For the kinetic properties, the activation energies were taken from molecular dynamic calculations^{81,82,84–89} as specified in Table 2, while the pre-exponential factors were determined via the proposed Bayesian optimization algorithm. The protonation and isomerization reactions were considered in quasi-equilibrium, and the activation entropy and enthalpy were set to zero. Consequently, twelve parameters were left to optimize with Bayesian optimization. In general, limiting the dimensionality of the optimization problem to 20 dimensions is advised.⁷⁵ The minimized objective function was the absolute sum of the residual mole fraction of all relevant species, as presented by eqn (1).
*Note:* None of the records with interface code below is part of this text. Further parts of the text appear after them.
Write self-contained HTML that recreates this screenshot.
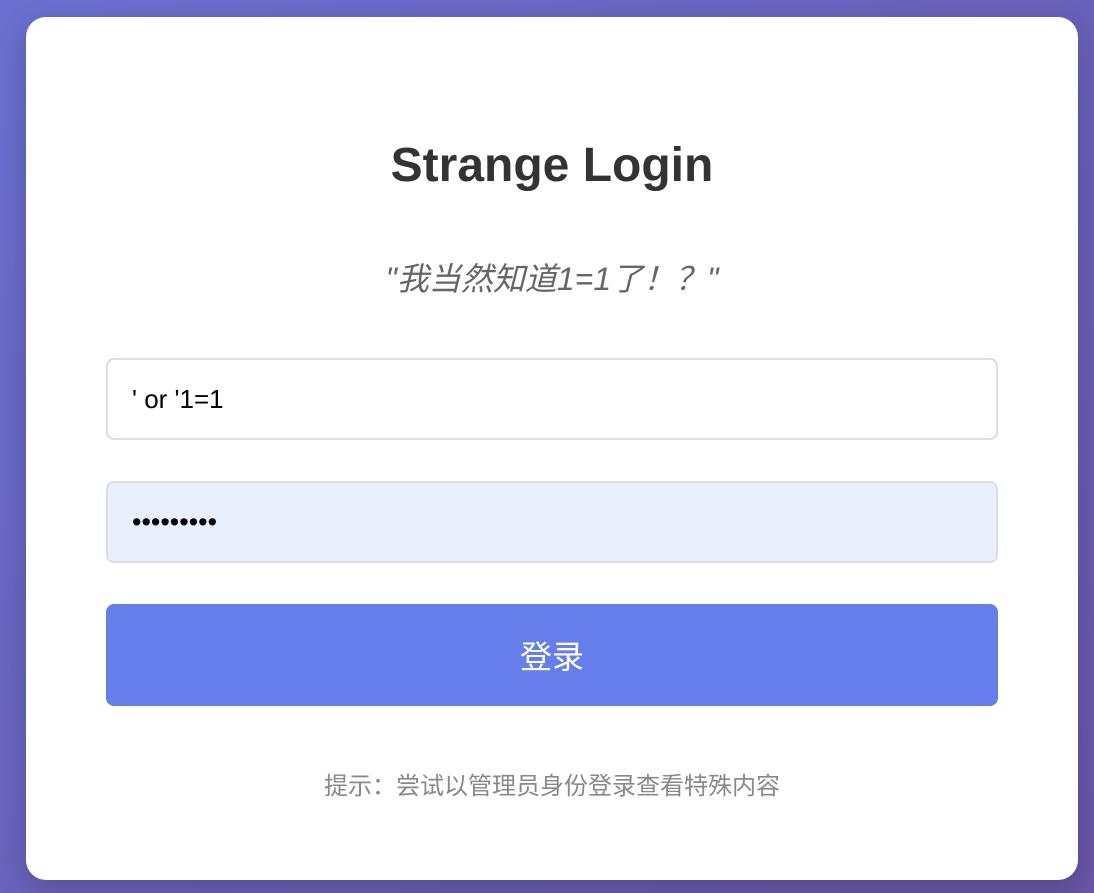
<!DOCTYPE html>
<html><head><meta charset="utf-8"><style>
html,body{margin:0;padding:0;width:1094px;height:893px;overflow:hidden;}
body{background:linear-gradient(135deg,#6a6fd0 0%,#6a56a8 100%);font-family:"Liberation Sans","Noto Sans CJK SC",sans-serif;position:relative;}
.card{position:absolute;left:26px;top:17px;width:1052px;height:863px;background:#fff;border-radius:20px;box-shadow:0 10px 30px rgba(0,0,0,.2);}
h1{position:absolute;left:0;right:0;top:121px;margin:0;text-align:center;font-size:48px;font-weight:bold;color:#333;}
.sub{position:absolute;left:0;right:0;top:237px;text-align:center;font-size:32px;font-style:italic;color:#666;}
.in{position:absolute;left:80px;width:888px;height:78px;border:2px solid #ddd;border-radius:8px;box-sizing:content-box;font-size:26px;color:#000;line-height:78px;padding:0;}
.in span{margin-left:24px;}
.i1{top:341px;background:#fff;}
.i2{top:464px;background:#e8f0fe;}
.btn{position:absolute;left:80px;top:587px;width:892px;height:102px;background:#667eea;border-radius:8px;color:#fff;font-size:32px;text-align:center;line-height:106px;}
.hint{position:absolute;left:0;right:0;top:749px;text-align:center;font-size:24px;color:#888;}
</style></head><body>
<div class="card">
<h1>Strange Login</h1>
<div class="sub">"我当然知道1=1了！？"</div>
<div class="in i1"><span>' or '1=1</span></div>
<div class="in i2"><span style="font-size:27px">•••••••••</span></div>
<div class="btn">登录</div>
<div class="hint">提示：尝试以管理员身份登录查看特殊内容</div>
</div>
</body></html>
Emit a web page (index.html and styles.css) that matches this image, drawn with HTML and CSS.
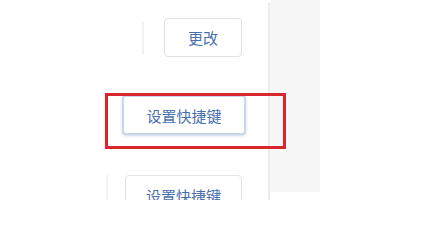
FILE: index.html
```html
<!DOCTYPE html>
<html lang="zh-CN">
<head>
  <meta charset="UTF-8" />
  <title>设置快捷键</title>
  <link rel="stylesheet" href="styles.css">
</head>
<body>
  <div class="page">
    <div class="cont-left">
      <div class="row row-first">
        <span class="edge edge-a"></span>
        <button class="btn btn-small">更改</button>
      </div>
      <div class="row row-second">
        <button class="btn btn-focus">设置快捷键</button>
      </div>
      <div class="row row-third">
        <span class="edge edge-b"></span>
        <button class="btn btn-third">设置快捷键</button>
      </div>
    </div>
    <div class="divider"></div>
    <div class="side-panel"></div>
  </div>
  <div class="highlight"></div>
</body>
</html>
```

FILE: styles.css
```css
* {
  margin: 0;
  padding: 0;
  box-sizing: border-box;
}

body {
  margin: 0;
  background: #fff;
  font-family: "Noto Sans CJK SC", "Noto Sans", sans-serif;
  position: relative;
  width: 423px;
  height: 229px;
  overflow: hidden;
}

.page {
  display: flex;
  flex-direction: row;
  height: 200px;
  overflow: hidden;
}

.cont-left {
  width: 268px;
  display: flex;
  flex-direction: column;
}

.row {
  display: flex;
  position: relative;
  flex-shrink: 0;
}

.row-first { height: 95px; padding-top: 18px; padding-left: 164px; }
.row-second { height: 80px; padding-left: 122px; }
.row-third { padding-left: 125px; }

.edge {
  position: absolute;
  width: 2px;
  background: #f1f1f1;
}
.edge-a { left: 142px; top: 22px; height: 32px; }
.edge-b { left: 106px; top: 0; height: 30px; }

.btn {
  font-family: inherit;
  font-size: 15px;
  color: #4a6fae;
  background: #fff;
  border: 1px solid #dfe1e6;
  border-radius: 4px;
  height: 39px;
  display: flex;
  align-items: center;
  justify-content: center;
}

.btn-small { width: 78px; }

.btn-focus {
  width: 124px;
  height: 40px;
  border: 2px solid #c9d6ea;
  box-shadow: 0 1px 3px rgba(80, 110, 160, 0.25);
}

.btn-third {
  width: 117px;
  height: 40px;
  border-color: #e3e3e3;
}

.divider {
  width: 2px;
  height: 200px;
  margin-top: 3px;
  background: #ececec;
}

.side-panel {
  width: 50px;
  height: 192px;
  background: #f7f7f7;
}

.highlight {
  position: absolute;
  left: 105px;
  top: 93px;
  width: 181px;
  height: 56px;
  border: 3px solid #d9262e;
}
```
The optimized parameters were the activation entropies, as these scale more linearly with the objective function, unlike a direct regression of the pre-exponential factors. As activation energies are more widely available and more accurately determined by static quantum chemical calculations,⁹⁰ it was decided to regress the activation entropies and acquire the activation energy from the literature. The employed parameter ranges for the activation entropy are reported in Table S2 in the ESI.† Eqn (2) presents the link between the activation entropies (Δ^‡S) and the pre-exponential factors (A), with k_b the Boltzmann constant, h the Planck constant, and R the universal gas constant. However, when activation entropies are available while activation energies are unknown, it is also possible to estimate the activation entropies with Bayesian optimization instead of the activation energies. When both the activation energies and entropies are unknown, estimating one of them is still advisable. This is because the activation energies and entropies are highly correlated, hampering a simultaneous estimation of both. If an educated initial guess of the kinetic parameters is available, one can include this parameter combination in the initial data to guide the Bayesian optimization. The latter is not done for the presented case study.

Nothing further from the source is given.